In many political systems, dominance is often dramatized in loud confrontations, public take-downs, and visible clashes between ruling parties and their challengers.

Yet in Enugu State, a different script appears to be unfolding. Rather than dismantling opposition through spectacle, Peter Mbah’s approach reflects something subtler: a quiet consolidation of power that steadily narrows the space in which opposition politics can effectively operate.

At the heart of this shift is control without commotion. Political authority in Nigeria has always carried structural advantages, but what distinguishes Mbah’s style is the speed and calm with which those advantages are organized.

Institutions are aligned, party structures are tightened, and governance priorities are clearly defined, often without the noise that typically accompanies such moves. The absence of drama does not indicate passivity; it suggests precision.
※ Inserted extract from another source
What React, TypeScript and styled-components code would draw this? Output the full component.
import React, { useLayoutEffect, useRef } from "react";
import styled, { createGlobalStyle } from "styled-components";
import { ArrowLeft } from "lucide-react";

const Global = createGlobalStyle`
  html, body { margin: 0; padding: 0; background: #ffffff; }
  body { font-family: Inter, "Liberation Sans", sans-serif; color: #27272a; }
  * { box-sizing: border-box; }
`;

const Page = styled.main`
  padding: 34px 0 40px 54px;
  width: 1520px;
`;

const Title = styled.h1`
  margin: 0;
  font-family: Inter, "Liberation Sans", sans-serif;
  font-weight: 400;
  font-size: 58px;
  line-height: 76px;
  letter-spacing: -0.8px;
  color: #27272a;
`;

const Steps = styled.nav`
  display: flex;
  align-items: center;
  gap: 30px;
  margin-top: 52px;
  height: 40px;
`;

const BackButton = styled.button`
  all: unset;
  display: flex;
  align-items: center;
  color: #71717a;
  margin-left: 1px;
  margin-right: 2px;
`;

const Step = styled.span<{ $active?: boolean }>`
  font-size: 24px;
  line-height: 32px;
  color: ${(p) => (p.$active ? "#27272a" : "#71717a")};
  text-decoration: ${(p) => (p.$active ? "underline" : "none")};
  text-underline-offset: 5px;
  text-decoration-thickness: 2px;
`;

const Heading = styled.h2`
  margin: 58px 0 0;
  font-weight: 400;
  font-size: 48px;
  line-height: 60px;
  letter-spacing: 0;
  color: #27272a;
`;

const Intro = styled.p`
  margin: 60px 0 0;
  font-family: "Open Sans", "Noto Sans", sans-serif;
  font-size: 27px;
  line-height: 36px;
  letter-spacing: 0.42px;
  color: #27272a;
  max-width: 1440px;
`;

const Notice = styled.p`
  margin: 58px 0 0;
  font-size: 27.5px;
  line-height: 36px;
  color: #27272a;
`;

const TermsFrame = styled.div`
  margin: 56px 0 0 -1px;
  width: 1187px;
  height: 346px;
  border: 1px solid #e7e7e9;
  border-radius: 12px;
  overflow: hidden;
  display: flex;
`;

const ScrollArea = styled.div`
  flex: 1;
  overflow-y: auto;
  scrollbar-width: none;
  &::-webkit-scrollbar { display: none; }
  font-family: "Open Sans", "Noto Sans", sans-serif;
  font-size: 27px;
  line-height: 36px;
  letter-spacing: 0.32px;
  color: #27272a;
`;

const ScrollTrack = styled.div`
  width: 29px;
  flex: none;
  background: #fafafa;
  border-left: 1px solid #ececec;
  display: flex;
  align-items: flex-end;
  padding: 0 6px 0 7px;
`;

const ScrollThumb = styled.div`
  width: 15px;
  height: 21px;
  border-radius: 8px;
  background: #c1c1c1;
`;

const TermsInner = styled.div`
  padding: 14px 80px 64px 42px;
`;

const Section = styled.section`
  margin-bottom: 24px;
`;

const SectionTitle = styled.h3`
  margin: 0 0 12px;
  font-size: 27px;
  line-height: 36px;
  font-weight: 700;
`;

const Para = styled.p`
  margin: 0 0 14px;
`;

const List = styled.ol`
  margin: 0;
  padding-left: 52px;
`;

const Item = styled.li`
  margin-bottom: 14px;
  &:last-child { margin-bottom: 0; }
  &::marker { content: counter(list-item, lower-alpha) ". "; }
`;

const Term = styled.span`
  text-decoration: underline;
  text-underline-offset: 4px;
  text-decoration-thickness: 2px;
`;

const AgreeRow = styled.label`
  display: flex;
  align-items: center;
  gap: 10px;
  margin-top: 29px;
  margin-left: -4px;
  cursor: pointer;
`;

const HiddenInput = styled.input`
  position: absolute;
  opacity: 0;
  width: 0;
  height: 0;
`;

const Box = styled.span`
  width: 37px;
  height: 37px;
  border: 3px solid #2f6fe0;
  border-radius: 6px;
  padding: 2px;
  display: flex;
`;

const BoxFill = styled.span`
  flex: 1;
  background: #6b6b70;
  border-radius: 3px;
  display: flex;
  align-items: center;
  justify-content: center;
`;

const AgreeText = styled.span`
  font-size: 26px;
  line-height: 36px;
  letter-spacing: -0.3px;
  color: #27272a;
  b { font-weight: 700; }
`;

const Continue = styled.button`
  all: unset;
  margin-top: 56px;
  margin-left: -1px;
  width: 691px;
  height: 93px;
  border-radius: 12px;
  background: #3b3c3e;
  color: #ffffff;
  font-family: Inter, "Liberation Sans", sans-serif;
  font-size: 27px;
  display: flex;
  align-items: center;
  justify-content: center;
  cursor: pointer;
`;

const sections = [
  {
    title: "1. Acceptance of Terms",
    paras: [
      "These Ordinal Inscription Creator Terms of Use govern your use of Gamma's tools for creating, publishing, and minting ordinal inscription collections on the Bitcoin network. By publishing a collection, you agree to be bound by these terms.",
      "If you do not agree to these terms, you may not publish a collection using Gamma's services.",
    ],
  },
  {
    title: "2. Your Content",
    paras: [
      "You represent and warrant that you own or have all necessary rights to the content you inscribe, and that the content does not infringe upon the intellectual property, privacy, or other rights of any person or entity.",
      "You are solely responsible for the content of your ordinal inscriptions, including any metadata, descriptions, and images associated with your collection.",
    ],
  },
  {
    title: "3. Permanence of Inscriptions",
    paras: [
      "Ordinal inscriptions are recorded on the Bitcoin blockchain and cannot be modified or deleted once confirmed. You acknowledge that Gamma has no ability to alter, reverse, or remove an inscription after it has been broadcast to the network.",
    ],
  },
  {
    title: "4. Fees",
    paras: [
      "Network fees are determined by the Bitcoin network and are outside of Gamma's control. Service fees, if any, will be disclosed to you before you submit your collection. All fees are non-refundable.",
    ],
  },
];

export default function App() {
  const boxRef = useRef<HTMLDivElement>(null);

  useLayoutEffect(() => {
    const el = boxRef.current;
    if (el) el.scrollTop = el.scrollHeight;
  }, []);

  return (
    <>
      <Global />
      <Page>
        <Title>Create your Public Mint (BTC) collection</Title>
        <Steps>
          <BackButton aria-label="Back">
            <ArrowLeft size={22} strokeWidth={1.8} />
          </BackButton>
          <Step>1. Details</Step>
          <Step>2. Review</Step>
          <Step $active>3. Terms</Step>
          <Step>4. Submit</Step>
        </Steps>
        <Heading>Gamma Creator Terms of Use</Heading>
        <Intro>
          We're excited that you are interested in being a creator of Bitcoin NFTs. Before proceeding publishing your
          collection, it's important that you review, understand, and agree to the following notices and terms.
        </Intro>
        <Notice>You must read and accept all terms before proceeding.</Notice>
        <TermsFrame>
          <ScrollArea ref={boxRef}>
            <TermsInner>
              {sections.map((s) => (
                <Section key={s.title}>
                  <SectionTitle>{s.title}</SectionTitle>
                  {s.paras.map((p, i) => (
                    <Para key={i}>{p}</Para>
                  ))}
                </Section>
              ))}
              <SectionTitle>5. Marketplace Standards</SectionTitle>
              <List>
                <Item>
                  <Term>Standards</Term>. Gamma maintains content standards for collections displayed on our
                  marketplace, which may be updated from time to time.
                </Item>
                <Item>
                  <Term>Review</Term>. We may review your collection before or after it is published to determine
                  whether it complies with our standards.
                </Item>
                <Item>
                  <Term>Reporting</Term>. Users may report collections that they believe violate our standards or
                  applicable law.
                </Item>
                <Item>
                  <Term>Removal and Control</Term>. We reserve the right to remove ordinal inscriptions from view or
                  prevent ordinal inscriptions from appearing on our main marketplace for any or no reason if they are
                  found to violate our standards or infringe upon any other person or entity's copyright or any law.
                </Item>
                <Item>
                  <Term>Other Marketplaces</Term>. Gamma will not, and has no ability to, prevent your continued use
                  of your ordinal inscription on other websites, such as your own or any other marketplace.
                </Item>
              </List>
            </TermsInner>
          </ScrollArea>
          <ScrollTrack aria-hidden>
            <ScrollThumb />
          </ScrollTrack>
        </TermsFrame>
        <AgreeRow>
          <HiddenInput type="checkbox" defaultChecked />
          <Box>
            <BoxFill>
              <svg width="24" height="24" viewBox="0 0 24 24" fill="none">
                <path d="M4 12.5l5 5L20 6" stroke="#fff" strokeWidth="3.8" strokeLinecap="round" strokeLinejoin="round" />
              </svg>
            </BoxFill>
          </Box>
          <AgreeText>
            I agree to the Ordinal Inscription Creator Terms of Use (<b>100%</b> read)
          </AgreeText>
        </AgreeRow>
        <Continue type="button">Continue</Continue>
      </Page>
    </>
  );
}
Equally important is his communication strategy. In a media environment that thrives on reaction, silence can be disarming. By refusing to engage in constant public exchanges with critics, Mbah denies the opposition one of its most vital resources: attention.

Political challengers often rely on confrontation to stay relevant, to frame narratives, and to mobilize support. When those confrontations are not reciprocated, their messages struggle to break through. Over time, this creates an imbalance, not of voices, but of visibility.

There is also a political reconfiguration happening beneath the surface. Nigerian politics, particularly at the state level, is rarely rigid. Alliances shift, loyalties evolve, and influence often travels quietly rather than through formal declarations.

Under Mbah’s leadership, the gravitational pull of incumbency appears to be drawing key actors toward the center. Whether through alignment, accommodation, or simple pragmatism, the result is a thinning of the opposition’s bench and a weakening of its internal cohesion.

Performance, too, plays a strategic role. Governance that projects momentum through infrastructure, reforms, or administrative activity, creates a new benchmark for political debate.

Opposition arguments must then compete not just with rhetoric, but with visible claims of progress. In such an environment, criticism that lacks concrete counter-weight risks sounding detached, even if it raises valid concerns.

The more governance is seen to be “working,” the harder it becomes to rally resistance around abstract dissatisfaction.

Perhaps the most significant effect of this quiet consolidation is psychological. Politics is not only about structures and strategies; it is also about perception.

When a government appears firmly in control, unshaken by criticism and consistent in its direction, it can foster a sense of inevitability.

Potential challengers hesitate. Supporters of the opposition grow uncertain. Neutral actors begin to drift toward the perceived center of stability.

Over time, this perception can become self-reinforcing. None of this suggests the disappearance of opposition in Enugu State.

Rather, it points to its transformation. Instead of dramatic confrontation, the contest is being reshaped into something less visible but more constrained. The space for dissent still exists, but it is narrower, less amplified, and more fragmented than before.

In this light, Peter Mbah’s political method is not about over,-powering opponents in the traditional sense. It is about redefining the terrain on which opposition operates, quietly, steadily, and with minimal spectacle.

And in a system accustomed to noise, that silence may be the most decisive move of all.